Is the Karadiyana Waste-to-Energy Plant the best option?

Although the Karadiyana plant is a much better alternative to the Muthurajawela one, it is difficult to completely agree with its entire operating model. The first phase of waste management in Karadiyana is the most feasible technology that can be used in waste management. However, in the business model of the waste management plant, the viability comes mainly from selling electricity to the Ceylon Electricity Board. For this, the plant has to produce electricity as much as possible by burning plastic. Therefore, even at Karadiyana there is an incineration plant. The higher the plastics burnt, the higher the electricity. Moreover, this final process goes against the National Policy of 3R (Reduce, Reuse and Recycle). It must be indicated that as the Karadiyana incineration plant uses segregated combustible waste, that would not face the moisture issue and the electricity generation is optimal. However, that particular plant too will face the air pollution control issue and associated costs. With recycling and better resource conservation the overall plant has the ability to run in decoupled mode and that is an advantage.

 

What are the flaws in the current Waste Management system in the country?

  1. Giving prominence to short term solutions: We are very reactive and even in a reactive phase we are still looking at short-term solutions.

  2. Political issues and major inefficiencies in decision making. After many years discussing this issue we have shown our weakness in not valuing knowledge.

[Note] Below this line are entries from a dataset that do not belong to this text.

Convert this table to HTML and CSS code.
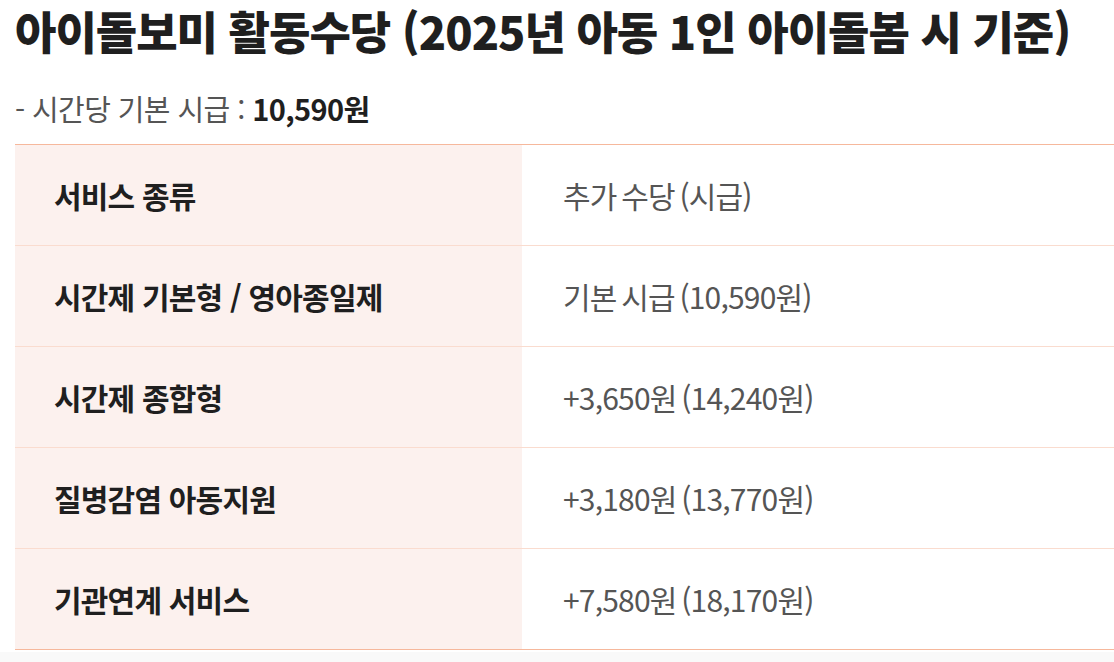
FILE: index.html
```html
<!DOCTYPE html>
<html lang="ko">
<head>
<meta charset="utf-8">
<link rel="stylesheet" href="styles.css">
</head>
<body>
<div class="page">
  <section class="content">
    <h1 class="title">아이돌보미 활동수당 (2025년 아동 1인 아이돌봄 시 기준)</h1>
    <p class="sub">- 시간당 기본 시급 : <strong>10,590원</strong></p>
    <table class="pay">
      <tbody>
        <tr><th>서비스 종류</th><td>추가 수당 (시급)</td></tr>
        <tr><th>시간제 기본형 / 영아종일제</th><td>기본 시급 (10,590원)</td></tr>
        <tr><th>시간제 종합형</th><td>+3,650원 (14,240원)</td></tr>
        <tr><th>질병감염 아동지원</th><td>+3,180원 (13,770원)</td></tr>
        <tr><th>기관연계 서비스</th><td>+7,580원 (18,170원)</td></tr>
      </tbody>
    </table>
  </section>
  <div class="footer-band"></div>
</div>
</body>
</html>
```

FILE: styles.css
```css
html, body {
  margin: 0;
  padding: 0;
  background: #ffffff;
}
body {
  font-family: "Noto Sans CJK KR", "Noto Sans", sans-serif;
  color: #222222;
}
.page {
  width: 1114px;
  min-height: 662px;
  display: flex;
  flex-direction: column;
}
.content {
  padding: 0 0 0 15px;
}
.title {
  margin: 0;
  font-size: 45px;
  line-height: 62px;
  font-weight: 800;
  letter-spacing: -1px;
  color: #1f1f1f;
}
.sub {
  margin: 26px 0 0;
  font-size: 29px;
  line-height: 40px;
  color: #555555;
  letter-spacing: -0.6px;
}
.sub strong {
  color: #1f1f1f;
  font-weight: 700;
}
.pay {
  margin-top: 16px;
  width: 1099px;
  border-collapse: collapse;
  border-top: 1px solid #f6b89c;
  border-bottom: 1px solid #f6b89c;
}
.pay tr + tr th,
.pay tr + tr td {
  border-top: 1px solid #fadccf;
}
.pay th,
.pay td {
  height: 101px;
  padding: 0;
  text-align: left;
  font-size: 30px;
  letter-spacing: -0.8px;
  box-sizing: border-box;
}
.pay th {
  width: 507px;
  background: #fcf1ee;
  font-weight: 700;
  color: #1f1f1f;
  padding-left: 39px;
}
.pay td {
  font-weight: 400;
  color: #555555;
  padding-left: 41px;
  word-spacing: -3px;
}
.footer-band {
  flex: 1;
  margin-top: 2px;
  background: #f9f9f9;
}
```
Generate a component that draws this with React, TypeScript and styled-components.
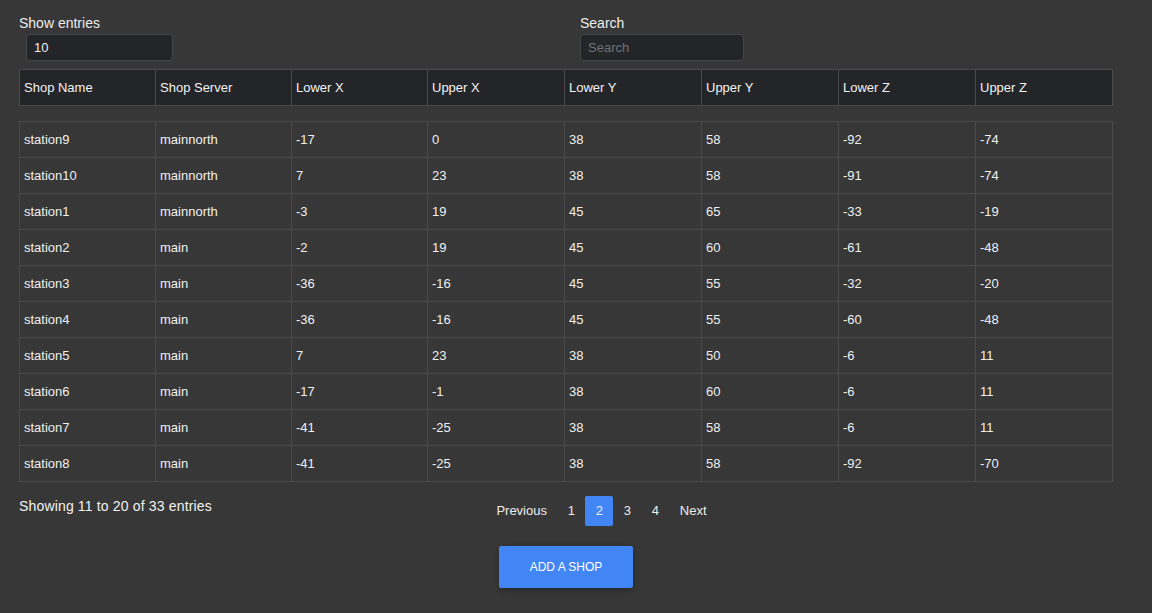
import React from "react";
import styled, { createGlobalStyle } from "styled-components";

const GlobalStyle = createGlobalStyle`
  html, body {
    margin: 0;
    padding: 0;
    background: #373737;
    min-height: 100%;
  }
  body {
    font-family: "Liberation Sans", Arial, sans-serif;
    color: #ececec;
  }
`;

const Page = styled.div`
  width: 1094px;
  padding: 15px 0 0 19px;
  min-height: 598px;
`;

const Controls = styled.div`
  display: flex;
  align-items: flex-start;
`;

const Field = styled.div<{ $width: number; $indent?: number }>`
  width: ${(p) => p.$width}px;
  display: flex;
  flex-direction: column;
  align-items: flex-start;

  input {
    margin-left: ${(p) => p.$indent ?? 0}px;
  }
`;

const Label = styled.label`
  font-size: 14px;
  line-height: 16px;
  color: #ececec;
`;

const TextInput = styled.input<{ $width: number }>`
  box-sizing: border-box;
  width: ${(p) => p.$width}px;
  height: 27px;
  margin-top: 3px;
  padding: 0 7px;
  background: #242528;
  border: 1px solid #444548;
  border-radius: 4px;
  color: #f0f0f0;
  font-family: "Liberation Sans", Arial, sans-serif;
  font-size: 13px;
  outline: none;

  &::placeholder {
    color: #6f7277;
  }
`;

const Grid = styled.table<{ $gap?: number }>`
  width: 1094px;
  table-layout: fixed;
  border-collapse: separate;
  border-spacing: 0;
  border-top: 1px solid #4a4a4a;
  border-left: 1px solid #4a4a4a;
  margin-top: ${(p) => p.$gap ?? 0}px;
`;

const HeadCell = styled.th`
  height: 36px;
  padding: 0 4px;
  box-sizing: border-box;
  text-align: left;
  font-weight: normal;
  font-size: 13px;
  color: #f2f2f2;
  background: #242528;
  border-right: 1px solid #4a4a4a;
  border-bottom: 1px solid #4a4a4a;
  vertical-align: middle;
`;

const Cell = styled.td`
  height: 36px;
  padding: 0 4px;
  box-sizing: border-box;
  font-size: 13px;
  color: #f0f0f0;
  border-right: 1px solid #4a4a4a;
  border-bottom: 1px solid #4a4a4a;
  vertical-align: middle;
  white-space: nowrap;
`;

const Footer = styled.div`
  display: flex;
  align-items: flex-start;
  padding-top: 14px;
`;

const Info = styled.div`
  width: 467px;
  padding-top: 2px;
  font-size: 14px;
  line-height: 16px;
  letter-spacing: 0.16px;
  color: #f2f2f2;
`;

const Pager = styled.nav`
  display: flex;
`;

const PageLink = styled.span<{ $active?: boolean }>`
  height: 30px;
  line-height: 30px;
  padding: 0 10.4px;
  font-size: 13px;
  color: #ececec;
  border-radius: 2px;
  background: ${(p) => (p.$active ? "#4285f4" : "transparent")};
  cursor: pointer;
`;

const Actions = styled.div`
  display: flex;
  justify-content: center;
  padding-top: 20px;
`;

const AddButton = styled.button`
  width: 134px;
  height: 42px;
  padding: 0;
  border: none;
  border-radius: 2px;
  background: #4285f4;
  color: #ffffff;
  font-family: "Liberation Sans", Arial, sans-serif;
  font-size: 12px;
  text-transform: uppercase;
  box-shadow: 0 2px 5px rgba(0, 0, 0, 0.16), 0 2px 10px rgba(0, 0, 0, 0.12);
  cursor: pointer;
`;

const columns = [
  "Shop Name",
  "Shop Server",
  "Lower X",
  "Upper X",
  "Lower Y",
  "Upper Y",
  "Lower Z",
  "Upper Z",
];

const columnWidths = [136, 136, 136, 137, 137, 137, 137, 137];

const rows: (string | number)[][] = [
  ["station9", "mainnorth", -17, 0, 38, 58, -92, -74],
  ["station10", "mainnorth", 7, 23, 38, 58, -91, -74],
  ["station1", "mainnorth", -3, 19, 45, 65, -33, -19],
  ["station2", "main", -2, 19, 45, 60, -61, -48],
  ["station3", "main", -36, -16, 45, 55, -32, -20],
  ["station4", "main", -36, -16, 45, 55, -60, -48],
  ["station5", "main", 7, 23, 38, 50, -6, 11],
  ["station6", "main", -17, -1, 38, 60, -6, 11],
  ["station7", "main", -41, -25, 38, 58, -6, 11],
  ["station8", "main", -41, -25, 38, 58, -92, -70],
];

const Cols = () => (
  <colgroup>
    {columnWidths.map((w, i) => (
      <col key={i} style={{ width: w }} />
    ))}
  </colgroup>
);

export default function App() {
  return (
    <>
      <GlobalStyle />
      <Page>
        <Controls>
          <Field $width={561} $indent={7}>
            <Label>Show entries</Label>
            <TextInput $width={147} defaultValue="10" />
          </Field>
          <Field $width={170}>
            <Label>Search</Label>
            <TextInput $width={164} placeholder="Search" />
          </Field>
        </Controls>

        <Grid $gap={8}>
          <Cols />
          <thead>
            <tr>
              {columns.map((c) => (
                <HeadCell key={c}>{c}</HeadCell>
              ))}
            </tr>
          </thead>
        </Grid>

        <Grid $gap={15}>
          <Cols />
          <tbody>
            {rows.map((r) => (
              <tr key={r[0] as string}>
                {r.map((v, i) => (
                  <Cell key={i}>{v}</Cell>
                ))}
              </tr>
            ))}
          </tbody>
        </Grid>

        <Footer>
          <Info>Showing 11 to 20 of 33 entries</Info>
          <Pager>
            <PageLink>Previous</PageLink>
            <PageLink>1</PageLink>
            <PageLink $active>2</PageLink>
            <PageLink>3</PageLink>
            <PageLink>4</PageLink>
            <PageLink>Next</PageLink>
          </Pager>
        </Footer>

        <Actions>
          <AddButton>Add a shop</AddButton>
        </Actions>
      </Page>
    </>
  );
}
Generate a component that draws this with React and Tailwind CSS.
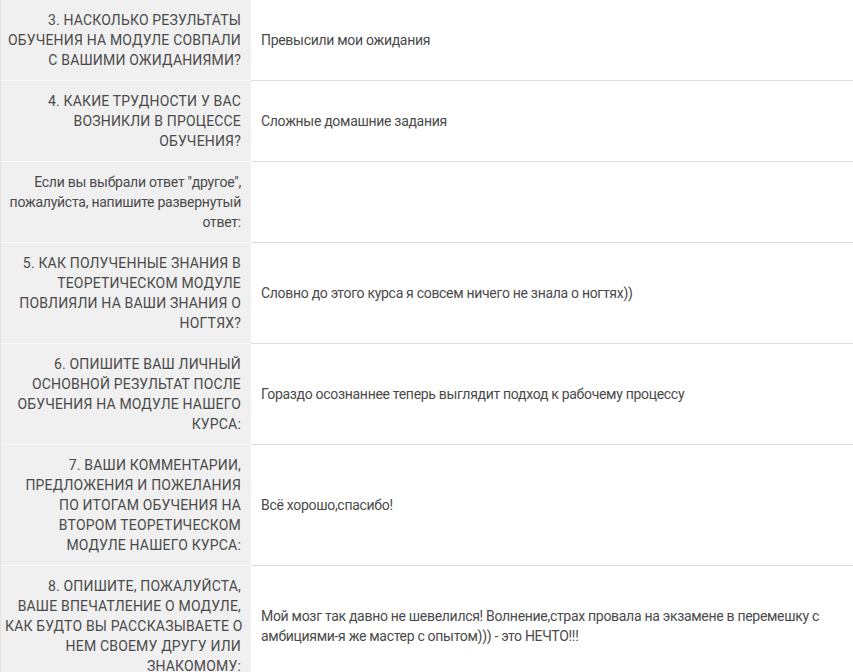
import React from 'react';

const rows = [
  {
    q: ['3. НАСКОЛЬКО РЕЗУЛЬТАТЫ', 'ОБУЧЕНИЯ НА МОДУЛЕ СОВПАЛИ', 'С ВАШИМИ ОЖИДАНИЯМИ?'],
    a: ['Превысили мои ожидания'],
  },
  {
    q: ['4. КАКИЕ ТРУДНОСТИ У ВАС', 'ВОЗНИКЛИ В ПРОЦЕССЕ', 'ОБУЧЕНИЯ?'],
    a: ['Сложные домашние задания'],
  },
  {
    q: ['Если вы выбрали ответ "другое",', 'пожалуйста, напишите развернутый', 'ответ:'],
    a: [],
    lower: true,
  },
  {
    q: ['5. КАК ПОЛУЧЕННЫЕ ЗНАНИЯ В', 'ТЕОРЕТИЧЕСКОМ МОДУЛЕ', 'ПОВЛИЯЛИ НА ВАШИ ЗНАНИЯ О', 'НОГТЯХ?'],
    a: ['Словно до этого курса я совсем ничего не знала о ногтях))'],
  },
  {
    q: ['6. ОПИШИТЕ ВАШ ЛИЧНЫЙ', 'ОСНОВНОЙ РЕЗУЛЬТАТ ПОСЛЕ', 'ОБУЧЕНИЯ НА МОДУЛЕ НАШЕГО', 'КУРСА:'],
    a: ['Гораздо осознаннее теперь выглядит подход к рабочему процессу'],
  },
  {
    q: ['7. ВАШИ КОММЕНТАРИИ,', 'ПРЕДЛОЖЕНИЯ И ПОЖЕЛАНИЯ', 'ПО ИТОГАМ ОБУЧЕНИЯ НА', 'ВТОРОМ ТЕОРЕТИЧЕСКОМ', 'МОДУЛЕ НАШЕГО КУРСА:'],
    a: ['Всё хорошо,спасибо!'],
  },
  {
    q: ['8. ОПИШИТЕ, ПОЖАЛУЙСТА,', 'ВАШЕ ВПЕЧАТЛЕНИЕ О МОДУЛЕ,', 'КАК БУДТО ВЫ РАССКАЗЫВАЕТЕ О', 'НЕМ СВОЕМУ ДРУГУ ИЛИ', 'ЗНАКОМОМУ:'],
    a: [
      'Мой мозг так давно не шевелился! Волнение,страх провала на экзамене в перемешку с',
      'амбициями-я же мастер с опытом))) - это НЕЧТО!!!',
    ],
  },
];

const App = () => {
  return (
    <div className="w-[853px] h-[672px] overflow-hidden bg-white font-['Roboto',sans-serif] text-[14px] leading-[20px] text-[#4a4a4a]">
      <div className="-mt-px">
        {rows.map((row, i) => (
          <div key={i} className="flex">
            {/* Question */}
            <div
              className={`w-[251px] shrink-0 bg-[#f0f0f0] border-t border-[#fafafa] border-l border-l-[#e2e2e2] py-[10px] pr-[10px] pl-[4px] text-right ${
                row.lower ? 'tracking-[-0.25px]' : 'tracking-[0.18px]'
              }`}
            >
              {row.q.map((line, j) => (
                <div key={j} className="whitespace-nowrap">{line}</div>
              ))}
            </div>
            {/* Answer */}
            <div className="flex-1 flex flex-col justify-center border-t border-[#dedede] px-[10px] py-[10px] tracking-[-0.3px]">
              {row.a.map((line, j) => (
                <div key={j} className="whitespace-nowrap">{line}</div>
              ))}
            </div>
          </div>
        ))}
      </div>
    </div>
  );
};

export default App;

  3. Misinterpretation of goals: The ultimate goal should not be to keep the city clean, but to properly dispose the waste produced in the urban areas and benefit from the process as well.

  4. Lack of investment in the Environmental Management Industry: Waste Management is an industry. Sri Lankans expect someone else to build up this industry by investing in it.

  5. Lack of priority: Waste Management is not prioritised in city planning in Sri Lanka. Finding space is fraught with extreme difficulty.

  6. Cost of technology: Even a simple solution to a waste stream like moving away from CFL bulbs to LED bulbs for instance, is quite costly. Again, we tend to settle on low level inefficient technologies and then blame their poor performance. A good example of this is in composting.

  7. Lack of focus on attitudinal change: One of the major problems in the system is that the ministries and local councils focus on solving the current problems in their own way without pushing to change the attitudes of people to prevent future issues from arising. Again, all awareness has led to nowhere. This has been a topic which so many have been trained on, exposed to and discussed.  The net outcome except in few places is difficult to accept. Professionals however, have been hampered by bad politics and that must be acknowledged.

How can Waste Management in Sri Lanka be improved?

  1. Polluter-Pays Principle: this is the practice that says that the producers of waste that create pollution should bear the costs of managing it to prevent damage to human health or the environment.

  2. Extended Producer Responsibility: the producer will be responsible for the subsequent packaging waste and will have to take back the packaging waste for the production process.

  3. Circular Economic principles to be adopted. Waste is not looked at with the intention to dispose but to push back to processes.   Giving value to all resources and waste also is considered a resource.   The technologies to be selected and used become those which extract value rather than neutralise some for disposal.

  4. Zero-Produce Waste Management Plan: This does not mean that people do not produce waste, but rather it means that the waste that is produced does not remain as waste. Within the zero-produce waste management plan we must look at what is recyclable, what is reusable, what is reducible, and must push for quantitative data and see how much waste is generated by a person within a given region. In the urban areas it is said that 1.1kg or 0.74kg of waste per person is produced but when we move away from the urban areas to rural areas it reduces to 0.4 kg per person. We need to look at whether we can get the urban averages down to 0.5kg per person as well.

  5. Blue Green Economy: Environment-friendly approaches, replacement (plastics being replaced by biodegradables), bio gas systems, compost systems, recycling infrastructures need to be put in place. Once this is done, all possible waste streams (e.g. e-waste) need to be identified and solutions for each adopted.

  6. A Recyclers’ Industrial Estate: The proposal to create an Industrial Estate specifically allocated for recyclers.

  7. More private sector initiatives: glass companies, paper companies engaging in waste management (e.g. National Recyclers’ Association)

  8. Civic Responsibility: Everyone in society has to be responsible for the waste they generate.